For the purposes of this document, when I say "load balancer devices" I mean either physical or virtual appliances, or software executing on a host somewhere that actually does the load balancing. It need not directly correspond with anything physical... but probably does. :P

And... all of these questions are meant to be interpreted from the perspective of the cloud operator.

Here's what I'm looking to learn from those of you who are allowed to share this data:

1. Are your load balancer devices shared between customers / tenants, not shared, or some of both?
     If by shared you mean the ability to add and delete loadbalancer Our loadbalancers are not shared by different customers which we call accounts. If your referring to networking then yes they are on the same clan. Our clusters are basically a physical grouping of 4 or 5 stingray devices that share IPs on the vip side. The configs are created on all stingray nodes in a cluster. If a stingray loadbalancer goes down all its vips will be taken over by one of the other 4 or 5 machines. We achieve HA by moving noisy customers IPs to another stingray node. The machine taking over an ip will send a gratuitous ARP response for the router to train its arp table on.  Usually we have 2 stingray nodes available for fail over. We could have spread the load across all boxes evenly but we felt that if we were near the end of the capacity for a given cluster if one of the nodes tanked this would have degraded performance as the other nodes were already nearing capacity.

    We also have the usual dual switch dual router set up incase one dies config.

1a. If shared, what is your strategy to avoid or deal with collisions of customer rfc1918 address space on back-end networks? (For example, I know of no load balancer device that can balance traffic for both customer A and customer B if both are using the 10.0.0.0/24<http://10.0.0.0/24> subnet for their back-end networks containing the nodes to be balanced, unless an extra layer of NATing is happening somewhere.)

    We order a set of CIDR blocks from our backbone and route them to our Cluster via a 10Gig/s link which In our bigger clusters can be upgraded via link bonding.
downstream we have two routes to one route for our own internal ServiceNet 10.0.0.0/8 space and the public Internet for everything not on our service net. Our pool members are specified by CIDR block only with no association to a layer 2 network. When customers create their cloud servers they will be assigned an IP with in the address space of 10.0.0.0/24 and also get a publicly routable IP address. At that point the customer cane achieve isolation via IP tables or what ever tools their VM supports. In theory a user could mistaking punch in an IP address in a node that doesn't belong to them but that just means the lb will route to only one machine but the loadbalancer would be useless at that point. We don't charge our users for bandwidth going across service net since each DC has its own service net and our customers want to have the LoadBalancer close to their servers anyways. If they want to host back end servers on say Amazon hostgater or what ever then then the loadbalancer will unfortunately route over the public interet for those. I'm not sure why customers would want to do this but we were flexible enough to support it. In short HA is achieved through shared ips between our Stingray Nodes.
We have 2 fail over nodes that basically do nothing on standby just in case an active node suddenly dies. So I guess you could call this HA n+1. We also divide the cluster into two cabinets with a failover in each one heaven forbid a whole cabinet should sudden fail. We've never seen this happen Knock on wood.

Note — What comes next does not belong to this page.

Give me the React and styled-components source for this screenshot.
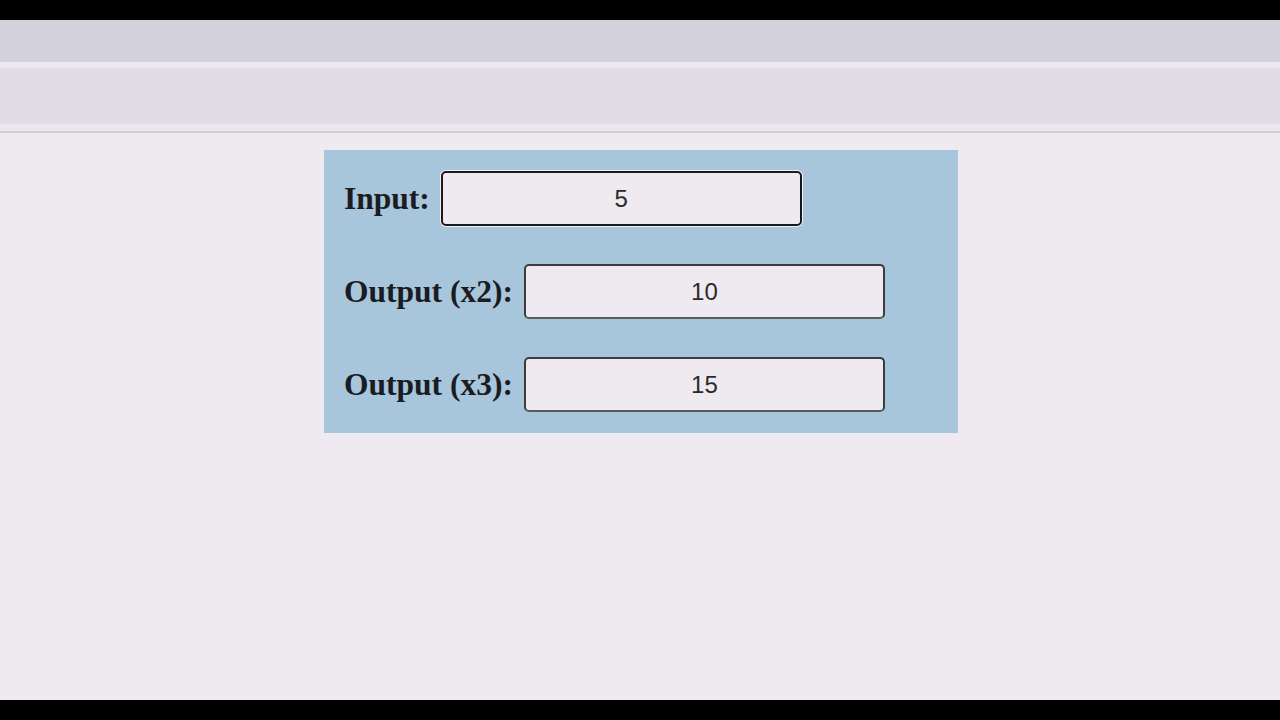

2. What kinds of metrics do you use in determining load balancing capacity?

    so far we've been measuring bandwidth for the most part as it usually caps out before CPU does. Out newest Stingray nodes have 24 cores. We of course gather metrics for IP space left (So we can order more ahead of time) We have noticed that we are limited to horizontal scaling of around 6 stingray nodes. CPU load goes up after 6 nodes which we have determined to be due to the rapidly changing configs must be synced across all the stingray nodes, stingray has a pretty nasty flaw in how it sends its configs to its other stingray nodes in cluster.

    In the case of SSL if an SSL user uses SSL in mixed mode (meaning http and https not sure why'ed they do) we actually set up two virtual servers transparent to the customers so we track the ssl bandwidth separately but using the same SNMP call.

3. Do you operate with a pool of unused load balancer device capacity (which a cloud OS would need to keep track of), or do you spin up new capacity (in the form of virtual servers, presumably) on the fly?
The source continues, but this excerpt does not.